** DATA IN THIS EXERCISE **
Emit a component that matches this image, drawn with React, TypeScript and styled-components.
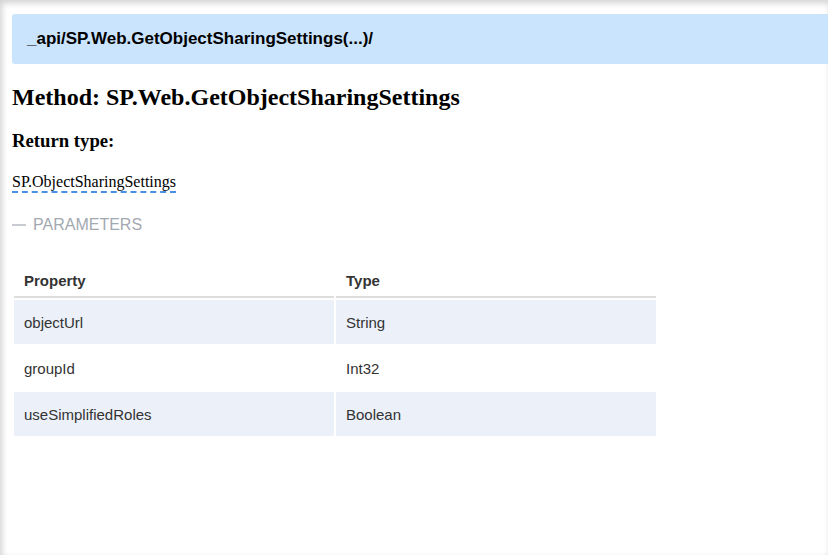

---

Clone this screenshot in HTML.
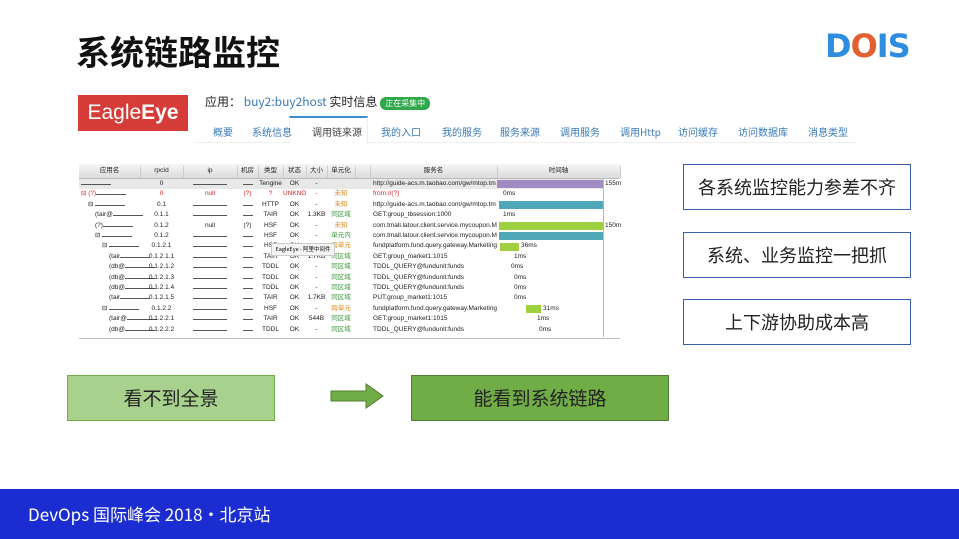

==

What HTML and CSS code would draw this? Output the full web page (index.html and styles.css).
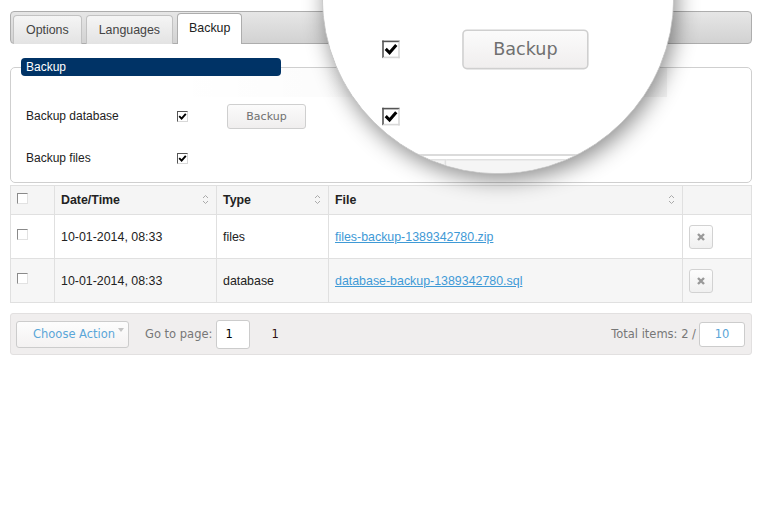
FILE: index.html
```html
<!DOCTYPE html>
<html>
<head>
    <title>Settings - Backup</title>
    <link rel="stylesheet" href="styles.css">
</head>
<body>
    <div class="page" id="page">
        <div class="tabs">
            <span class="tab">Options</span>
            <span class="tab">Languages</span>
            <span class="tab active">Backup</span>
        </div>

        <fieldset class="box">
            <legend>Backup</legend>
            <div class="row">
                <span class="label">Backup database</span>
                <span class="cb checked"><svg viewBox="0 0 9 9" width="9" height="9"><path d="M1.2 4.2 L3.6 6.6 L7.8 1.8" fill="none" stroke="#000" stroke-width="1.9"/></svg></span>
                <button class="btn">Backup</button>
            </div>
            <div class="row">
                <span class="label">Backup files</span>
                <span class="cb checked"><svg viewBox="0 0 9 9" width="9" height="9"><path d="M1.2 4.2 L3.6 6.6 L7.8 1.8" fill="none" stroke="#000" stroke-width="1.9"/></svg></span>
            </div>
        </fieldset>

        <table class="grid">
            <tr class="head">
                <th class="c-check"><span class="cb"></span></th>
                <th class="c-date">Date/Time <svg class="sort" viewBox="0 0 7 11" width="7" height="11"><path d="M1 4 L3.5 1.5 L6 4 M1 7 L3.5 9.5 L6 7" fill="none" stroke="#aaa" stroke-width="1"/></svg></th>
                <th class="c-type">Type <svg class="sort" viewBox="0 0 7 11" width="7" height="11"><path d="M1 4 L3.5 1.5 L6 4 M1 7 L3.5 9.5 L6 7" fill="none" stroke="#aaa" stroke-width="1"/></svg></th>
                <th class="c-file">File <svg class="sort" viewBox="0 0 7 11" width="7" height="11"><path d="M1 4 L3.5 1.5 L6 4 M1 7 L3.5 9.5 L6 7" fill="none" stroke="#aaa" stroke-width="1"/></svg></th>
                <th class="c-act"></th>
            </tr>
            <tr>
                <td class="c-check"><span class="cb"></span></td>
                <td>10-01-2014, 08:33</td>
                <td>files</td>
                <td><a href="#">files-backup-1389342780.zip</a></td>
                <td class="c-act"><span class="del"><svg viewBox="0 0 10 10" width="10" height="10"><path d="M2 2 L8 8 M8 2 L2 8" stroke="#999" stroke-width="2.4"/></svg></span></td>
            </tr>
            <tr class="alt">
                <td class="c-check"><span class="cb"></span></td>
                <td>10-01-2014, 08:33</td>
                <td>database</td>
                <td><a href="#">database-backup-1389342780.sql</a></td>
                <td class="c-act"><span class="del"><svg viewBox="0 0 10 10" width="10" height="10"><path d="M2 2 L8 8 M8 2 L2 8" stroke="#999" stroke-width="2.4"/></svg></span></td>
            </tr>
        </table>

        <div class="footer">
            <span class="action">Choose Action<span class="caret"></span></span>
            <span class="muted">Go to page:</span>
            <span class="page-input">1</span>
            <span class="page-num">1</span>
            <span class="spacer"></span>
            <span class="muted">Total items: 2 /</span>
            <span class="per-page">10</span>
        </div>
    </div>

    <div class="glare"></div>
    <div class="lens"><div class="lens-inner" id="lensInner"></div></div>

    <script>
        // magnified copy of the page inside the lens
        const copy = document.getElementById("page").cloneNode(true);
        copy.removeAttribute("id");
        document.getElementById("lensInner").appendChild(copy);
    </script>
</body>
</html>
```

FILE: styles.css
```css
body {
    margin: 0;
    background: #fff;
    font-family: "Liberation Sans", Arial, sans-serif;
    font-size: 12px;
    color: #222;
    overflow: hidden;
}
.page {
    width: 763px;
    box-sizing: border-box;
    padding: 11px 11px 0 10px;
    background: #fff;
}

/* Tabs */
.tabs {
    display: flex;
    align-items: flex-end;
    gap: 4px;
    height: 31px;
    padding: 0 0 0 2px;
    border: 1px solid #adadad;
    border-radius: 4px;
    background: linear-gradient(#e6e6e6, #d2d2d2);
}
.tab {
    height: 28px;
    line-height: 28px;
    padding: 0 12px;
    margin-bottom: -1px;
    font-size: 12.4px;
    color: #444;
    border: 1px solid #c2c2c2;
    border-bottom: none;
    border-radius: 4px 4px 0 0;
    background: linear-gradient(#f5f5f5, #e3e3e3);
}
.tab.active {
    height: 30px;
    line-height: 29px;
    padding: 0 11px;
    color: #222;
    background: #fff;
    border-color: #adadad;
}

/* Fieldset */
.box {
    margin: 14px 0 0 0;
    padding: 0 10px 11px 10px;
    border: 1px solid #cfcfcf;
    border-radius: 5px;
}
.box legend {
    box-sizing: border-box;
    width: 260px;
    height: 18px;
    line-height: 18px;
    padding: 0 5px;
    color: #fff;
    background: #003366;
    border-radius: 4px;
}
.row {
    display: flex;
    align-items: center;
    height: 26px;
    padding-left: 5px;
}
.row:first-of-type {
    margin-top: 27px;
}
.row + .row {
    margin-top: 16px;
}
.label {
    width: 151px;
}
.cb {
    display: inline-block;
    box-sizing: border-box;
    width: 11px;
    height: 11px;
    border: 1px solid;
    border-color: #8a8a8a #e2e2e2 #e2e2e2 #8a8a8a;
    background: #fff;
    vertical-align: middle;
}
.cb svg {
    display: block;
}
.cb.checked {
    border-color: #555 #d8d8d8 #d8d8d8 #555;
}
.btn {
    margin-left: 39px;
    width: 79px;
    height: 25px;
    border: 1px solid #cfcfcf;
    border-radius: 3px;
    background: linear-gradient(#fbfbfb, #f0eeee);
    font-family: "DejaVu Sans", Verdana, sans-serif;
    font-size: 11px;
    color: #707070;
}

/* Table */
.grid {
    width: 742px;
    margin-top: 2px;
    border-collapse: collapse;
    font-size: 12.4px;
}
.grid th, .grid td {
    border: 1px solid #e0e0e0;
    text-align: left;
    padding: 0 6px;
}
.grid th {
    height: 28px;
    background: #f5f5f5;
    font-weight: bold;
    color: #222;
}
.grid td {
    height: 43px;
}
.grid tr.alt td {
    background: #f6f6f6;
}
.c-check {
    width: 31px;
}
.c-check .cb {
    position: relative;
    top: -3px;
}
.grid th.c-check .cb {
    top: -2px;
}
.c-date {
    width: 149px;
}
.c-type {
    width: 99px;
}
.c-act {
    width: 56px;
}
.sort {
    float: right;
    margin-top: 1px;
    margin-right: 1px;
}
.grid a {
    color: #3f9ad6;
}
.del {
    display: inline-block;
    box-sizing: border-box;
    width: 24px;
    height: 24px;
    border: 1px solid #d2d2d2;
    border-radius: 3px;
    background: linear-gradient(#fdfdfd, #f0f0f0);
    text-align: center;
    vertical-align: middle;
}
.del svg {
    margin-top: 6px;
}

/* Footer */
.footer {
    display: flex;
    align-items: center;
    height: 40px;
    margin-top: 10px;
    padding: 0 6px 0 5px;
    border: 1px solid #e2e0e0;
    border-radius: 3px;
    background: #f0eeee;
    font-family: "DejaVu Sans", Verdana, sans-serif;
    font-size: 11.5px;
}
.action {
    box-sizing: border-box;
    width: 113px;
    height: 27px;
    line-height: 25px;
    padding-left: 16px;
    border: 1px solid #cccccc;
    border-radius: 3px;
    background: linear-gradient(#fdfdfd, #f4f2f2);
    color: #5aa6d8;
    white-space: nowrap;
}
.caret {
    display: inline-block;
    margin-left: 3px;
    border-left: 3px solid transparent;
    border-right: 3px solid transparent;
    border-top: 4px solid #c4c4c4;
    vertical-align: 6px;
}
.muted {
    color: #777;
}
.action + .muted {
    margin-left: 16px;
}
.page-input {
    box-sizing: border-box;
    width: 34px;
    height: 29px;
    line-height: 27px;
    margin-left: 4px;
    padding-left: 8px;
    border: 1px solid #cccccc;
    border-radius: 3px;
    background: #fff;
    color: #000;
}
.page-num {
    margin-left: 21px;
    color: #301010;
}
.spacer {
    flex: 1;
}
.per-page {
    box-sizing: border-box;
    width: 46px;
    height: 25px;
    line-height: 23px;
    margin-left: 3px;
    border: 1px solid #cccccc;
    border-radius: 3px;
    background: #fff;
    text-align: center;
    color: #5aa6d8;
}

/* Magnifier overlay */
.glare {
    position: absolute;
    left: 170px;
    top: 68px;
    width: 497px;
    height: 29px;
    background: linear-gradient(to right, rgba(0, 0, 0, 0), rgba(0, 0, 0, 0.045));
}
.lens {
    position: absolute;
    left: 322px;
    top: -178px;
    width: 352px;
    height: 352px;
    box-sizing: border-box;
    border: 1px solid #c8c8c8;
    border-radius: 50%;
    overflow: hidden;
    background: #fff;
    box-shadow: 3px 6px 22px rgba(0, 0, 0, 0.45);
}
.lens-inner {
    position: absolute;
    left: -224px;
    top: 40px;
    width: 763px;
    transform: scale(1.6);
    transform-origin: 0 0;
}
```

** WRITTEN TASK **
State the count of lines in the data holding the word "page", adding nothing to it.

** RESPONSE TO THE EXERCISE **
12